>>>>

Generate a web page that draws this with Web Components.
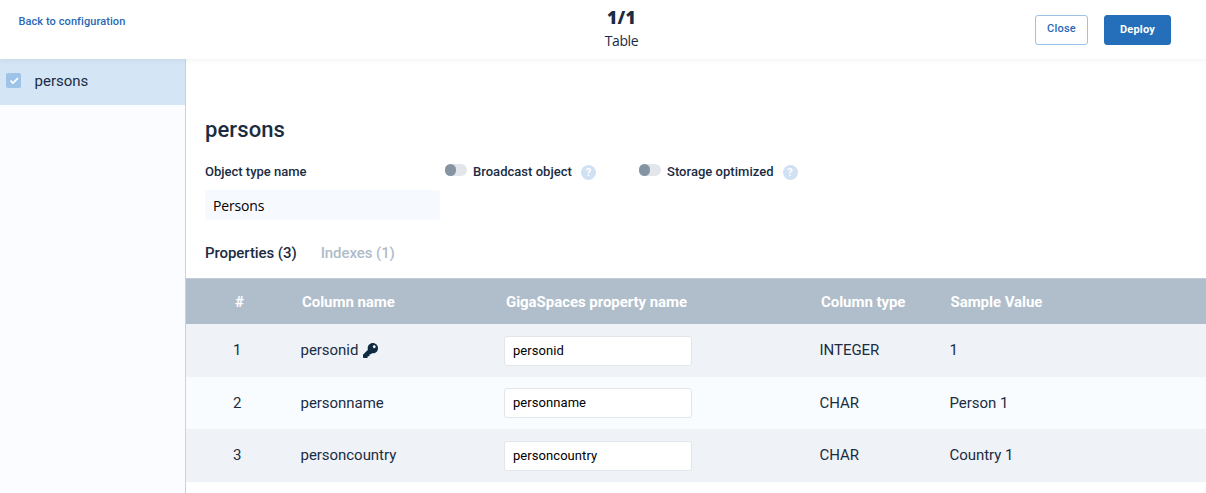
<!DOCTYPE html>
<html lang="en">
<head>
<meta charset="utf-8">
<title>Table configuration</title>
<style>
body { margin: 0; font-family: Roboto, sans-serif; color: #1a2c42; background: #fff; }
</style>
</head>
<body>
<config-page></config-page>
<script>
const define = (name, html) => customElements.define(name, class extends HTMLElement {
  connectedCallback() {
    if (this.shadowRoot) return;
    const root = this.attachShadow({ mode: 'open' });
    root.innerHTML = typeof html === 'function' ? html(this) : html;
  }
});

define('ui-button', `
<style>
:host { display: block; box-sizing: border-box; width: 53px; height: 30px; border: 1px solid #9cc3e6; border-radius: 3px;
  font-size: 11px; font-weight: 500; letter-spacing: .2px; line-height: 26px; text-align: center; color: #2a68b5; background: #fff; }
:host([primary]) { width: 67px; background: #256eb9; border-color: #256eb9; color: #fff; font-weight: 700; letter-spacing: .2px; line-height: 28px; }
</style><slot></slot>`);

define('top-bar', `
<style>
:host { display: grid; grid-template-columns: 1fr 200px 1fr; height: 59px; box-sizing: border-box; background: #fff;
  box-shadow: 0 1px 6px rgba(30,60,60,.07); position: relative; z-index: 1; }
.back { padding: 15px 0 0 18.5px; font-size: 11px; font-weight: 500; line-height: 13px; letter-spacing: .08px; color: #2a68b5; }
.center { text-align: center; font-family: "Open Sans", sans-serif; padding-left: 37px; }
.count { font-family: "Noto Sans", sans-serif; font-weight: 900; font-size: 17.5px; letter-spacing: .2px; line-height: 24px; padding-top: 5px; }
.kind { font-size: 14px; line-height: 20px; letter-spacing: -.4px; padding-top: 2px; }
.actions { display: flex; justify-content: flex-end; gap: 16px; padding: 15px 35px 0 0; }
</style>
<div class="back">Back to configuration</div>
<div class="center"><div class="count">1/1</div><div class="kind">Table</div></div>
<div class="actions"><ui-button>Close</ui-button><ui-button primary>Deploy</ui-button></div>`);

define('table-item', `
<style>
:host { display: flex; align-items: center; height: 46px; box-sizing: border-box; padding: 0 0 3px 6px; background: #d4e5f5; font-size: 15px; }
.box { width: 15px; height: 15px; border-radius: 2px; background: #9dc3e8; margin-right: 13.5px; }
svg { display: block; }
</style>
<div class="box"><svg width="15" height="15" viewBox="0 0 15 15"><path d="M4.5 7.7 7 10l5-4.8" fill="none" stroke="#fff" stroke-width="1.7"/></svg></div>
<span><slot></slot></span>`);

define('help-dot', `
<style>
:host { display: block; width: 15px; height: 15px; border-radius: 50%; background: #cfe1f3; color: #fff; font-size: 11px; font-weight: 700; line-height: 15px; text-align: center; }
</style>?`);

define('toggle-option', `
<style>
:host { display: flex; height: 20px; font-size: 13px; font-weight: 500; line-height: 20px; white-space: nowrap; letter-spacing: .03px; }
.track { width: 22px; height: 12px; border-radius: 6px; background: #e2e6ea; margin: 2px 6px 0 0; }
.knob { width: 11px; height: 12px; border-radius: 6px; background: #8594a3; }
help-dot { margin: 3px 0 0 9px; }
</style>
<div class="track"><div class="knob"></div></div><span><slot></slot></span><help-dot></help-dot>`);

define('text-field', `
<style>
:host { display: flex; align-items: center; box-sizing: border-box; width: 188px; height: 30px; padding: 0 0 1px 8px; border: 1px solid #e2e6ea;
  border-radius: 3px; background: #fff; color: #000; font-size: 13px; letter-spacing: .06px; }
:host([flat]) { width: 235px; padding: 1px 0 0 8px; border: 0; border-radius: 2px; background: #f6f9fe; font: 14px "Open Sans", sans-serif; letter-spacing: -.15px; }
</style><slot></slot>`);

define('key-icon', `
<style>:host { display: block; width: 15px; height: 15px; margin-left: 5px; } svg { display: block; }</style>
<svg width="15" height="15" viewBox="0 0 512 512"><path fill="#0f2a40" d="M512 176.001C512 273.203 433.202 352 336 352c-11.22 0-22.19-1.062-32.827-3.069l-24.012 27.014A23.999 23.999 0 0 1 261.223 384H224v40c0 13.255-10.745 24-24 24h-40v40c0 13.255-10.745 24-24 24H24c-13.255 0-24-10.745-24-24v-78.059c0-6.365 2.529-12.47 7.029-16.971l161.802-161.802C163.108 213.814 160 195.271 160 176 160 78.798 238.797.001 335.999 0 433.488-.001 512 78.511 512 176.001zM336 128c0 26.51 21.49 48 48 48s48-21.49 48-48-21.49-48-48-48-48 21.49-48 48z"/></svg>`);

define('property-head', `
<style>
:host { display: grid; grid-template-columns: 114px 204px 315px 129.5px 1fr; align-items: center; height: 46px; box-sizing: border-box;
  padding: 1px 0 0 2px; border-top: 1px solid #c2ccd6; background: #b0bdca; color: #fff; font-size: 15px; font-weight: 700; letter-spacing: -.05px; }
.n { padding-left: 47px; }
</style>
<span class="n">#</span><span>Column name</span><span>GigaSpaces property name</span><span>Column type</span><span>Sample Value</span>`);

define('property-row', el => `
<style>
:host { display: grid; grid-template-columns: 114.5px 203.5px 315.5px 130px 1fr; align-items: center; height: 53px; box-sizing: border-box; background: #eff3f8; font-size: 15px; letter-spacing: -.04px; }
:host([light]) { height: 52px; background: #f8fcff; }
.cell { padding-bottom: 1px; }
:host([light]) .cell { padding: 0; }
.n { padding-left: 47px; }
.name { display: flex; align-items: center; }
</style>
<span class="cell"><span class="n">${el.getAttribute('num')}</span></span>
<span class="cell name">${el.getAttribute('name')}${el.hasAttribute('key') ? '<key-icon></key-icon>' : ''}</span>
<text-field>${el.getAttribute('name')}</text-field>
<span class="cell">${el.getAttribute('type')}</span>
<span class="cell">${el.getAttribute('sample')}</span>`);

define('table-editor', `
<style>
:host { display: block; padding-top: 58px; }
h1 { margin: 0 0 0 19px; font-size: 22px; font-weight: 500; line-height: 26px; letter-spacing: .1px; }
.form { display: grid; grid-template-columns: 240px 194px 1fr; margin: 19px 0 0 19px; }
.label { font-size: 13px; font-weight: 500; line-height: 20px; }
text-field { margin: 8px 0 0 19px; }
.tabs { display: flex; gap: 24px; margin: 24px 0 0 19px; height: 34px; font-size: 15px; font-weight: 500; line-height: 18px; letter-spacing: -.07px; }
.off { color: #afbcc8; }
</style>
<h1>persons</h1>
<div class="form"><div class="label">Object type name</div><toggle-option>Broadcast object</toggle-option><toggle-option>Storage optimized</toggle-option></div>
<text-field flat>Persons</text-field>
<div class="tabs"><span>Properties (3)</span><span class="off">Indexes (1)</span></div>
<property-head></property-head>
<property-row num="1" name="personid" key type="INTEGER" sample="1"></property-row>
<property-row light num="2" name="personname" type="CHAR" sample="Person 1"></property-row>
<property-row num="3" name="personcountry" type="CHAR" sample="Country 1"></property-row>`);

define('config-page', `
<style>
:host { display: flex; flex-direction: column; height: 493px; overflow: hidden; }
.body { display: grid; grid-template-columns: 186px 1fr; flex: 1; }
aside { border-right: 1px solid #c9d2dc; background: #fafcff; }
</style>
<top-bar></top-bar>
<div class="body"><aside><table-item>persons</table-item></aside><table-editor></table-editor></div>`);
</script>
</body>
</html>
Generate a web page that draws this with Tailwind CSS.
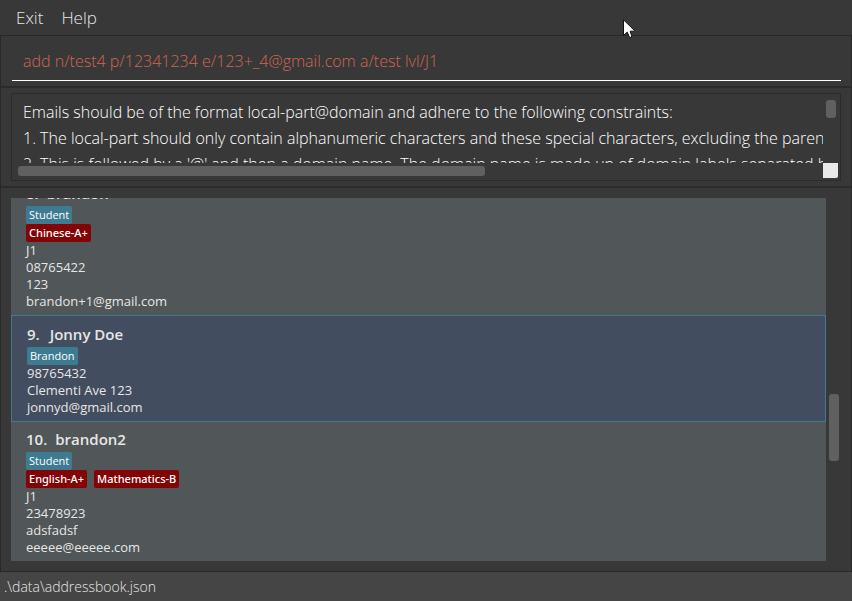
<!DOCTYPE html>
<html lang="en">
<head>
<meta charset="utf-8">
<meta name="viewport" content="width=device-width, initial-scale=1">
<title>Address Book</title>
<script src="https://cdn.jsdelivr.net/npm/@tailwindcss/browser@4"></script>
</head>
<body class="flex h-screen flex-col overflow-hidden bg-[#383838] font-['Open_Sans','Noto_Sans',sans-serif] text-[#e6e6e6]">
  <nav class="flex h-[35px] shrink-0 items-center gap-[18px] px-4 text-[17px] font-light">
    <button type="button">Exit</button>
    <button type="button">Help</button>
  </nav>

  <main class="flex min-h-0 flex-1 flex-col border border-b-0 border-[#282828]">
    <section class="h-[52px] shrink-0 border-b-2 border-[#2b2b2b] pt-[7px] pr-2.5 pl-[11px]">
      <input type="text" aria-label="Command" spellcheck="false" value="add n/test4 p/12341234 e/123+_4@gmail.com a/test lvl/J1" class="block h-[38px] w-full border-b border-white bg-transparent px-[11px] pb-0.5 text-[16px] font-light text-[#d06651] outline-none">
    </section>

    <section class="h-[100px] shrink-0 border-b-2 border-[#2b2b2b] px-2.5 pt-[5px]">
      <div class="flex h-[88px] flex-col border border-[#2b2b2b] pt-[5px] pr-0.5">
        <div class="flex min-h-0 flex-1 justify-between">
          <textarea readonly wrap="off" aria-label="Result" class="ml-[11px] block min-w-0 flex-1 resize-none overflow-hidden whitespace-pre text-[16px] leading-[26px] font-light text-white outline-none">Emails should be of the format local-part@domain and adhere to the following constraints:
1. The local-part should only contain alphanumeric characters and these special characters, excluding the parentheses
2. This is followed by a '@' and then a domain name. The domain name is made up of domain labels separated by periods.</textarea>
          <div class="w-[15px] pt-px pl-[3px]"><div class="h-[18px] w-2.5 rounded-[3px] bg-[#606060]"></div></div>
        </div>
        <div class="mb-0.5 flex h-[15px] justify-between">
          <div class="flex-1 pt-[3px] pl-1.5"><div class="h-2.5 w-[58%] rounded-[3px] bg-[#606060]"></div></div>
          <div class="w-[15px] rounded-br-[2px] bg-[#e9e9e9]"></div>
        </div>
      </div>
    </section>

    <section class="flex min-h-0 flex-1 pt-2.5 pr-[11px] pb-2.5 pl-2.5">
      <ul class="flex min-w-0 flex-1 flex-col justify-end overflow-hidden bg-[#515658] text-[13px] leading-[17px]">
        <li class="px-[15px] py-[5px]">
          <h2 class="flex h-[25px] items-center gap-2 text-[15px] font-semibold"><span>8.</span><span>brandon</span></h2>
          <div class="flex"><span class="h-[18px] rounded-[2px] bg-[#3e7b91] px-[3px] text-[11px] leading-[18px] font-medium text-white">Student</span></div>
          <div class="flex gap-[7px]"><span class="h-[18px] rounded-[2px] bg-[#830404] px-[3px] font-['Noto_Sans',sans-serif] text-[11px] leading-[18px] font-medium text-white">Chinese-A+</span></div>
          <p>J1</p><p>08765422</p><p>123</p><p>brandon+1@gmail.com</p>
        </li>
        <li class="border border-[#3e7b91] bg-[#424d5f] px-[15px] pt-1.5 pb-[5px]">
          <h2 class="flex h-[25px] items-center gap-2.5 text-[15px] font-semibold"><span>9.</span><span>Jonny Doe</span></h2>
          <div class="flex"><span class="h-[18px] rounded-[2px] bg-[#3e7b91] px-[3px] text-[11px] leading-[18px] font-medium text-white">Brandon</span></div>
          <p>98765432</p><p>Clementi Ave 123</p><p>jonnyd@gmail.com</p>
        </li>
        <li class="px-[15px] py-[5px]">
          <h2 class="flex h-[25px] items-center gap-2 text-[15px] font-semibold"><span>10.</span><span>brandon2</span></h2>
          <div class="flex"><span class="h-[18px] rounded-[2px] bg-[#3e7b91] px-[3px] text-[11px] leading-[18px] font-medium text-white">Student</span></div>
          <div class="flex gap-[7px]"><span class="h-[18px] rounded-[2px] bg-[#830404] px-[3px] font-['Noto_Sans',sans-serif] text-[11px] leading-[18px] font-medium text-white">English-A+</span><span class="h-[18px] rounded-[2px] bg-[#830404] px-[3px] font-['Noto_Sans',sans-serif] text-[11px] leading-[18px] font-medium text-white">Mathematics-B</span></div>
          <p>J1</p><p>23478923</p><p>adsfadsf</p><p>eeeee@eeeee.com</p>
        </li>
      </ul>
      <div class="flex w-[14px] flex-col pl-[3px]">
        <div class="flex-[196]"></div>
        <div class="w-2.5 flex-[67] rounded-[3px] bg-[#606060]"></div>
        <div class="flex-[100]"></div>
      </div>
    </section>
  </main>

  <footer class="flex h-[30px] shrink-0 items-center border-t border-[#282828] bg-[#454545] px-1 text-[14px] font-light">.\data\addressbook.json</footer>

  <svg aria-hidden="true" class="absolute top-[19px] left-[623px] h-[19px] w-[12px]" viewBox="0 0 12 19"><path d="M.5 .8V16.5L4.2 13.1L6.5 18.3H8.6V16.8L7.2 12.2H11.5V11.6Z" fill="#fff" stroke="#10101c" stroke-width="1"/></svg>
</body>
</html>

<<<<

Extract all lines from the data in which "with" is found.

IN RESPONSE >>
Generate a web page that draws this with Web Components.
Generate a web page that draws this with Tailwind CSS.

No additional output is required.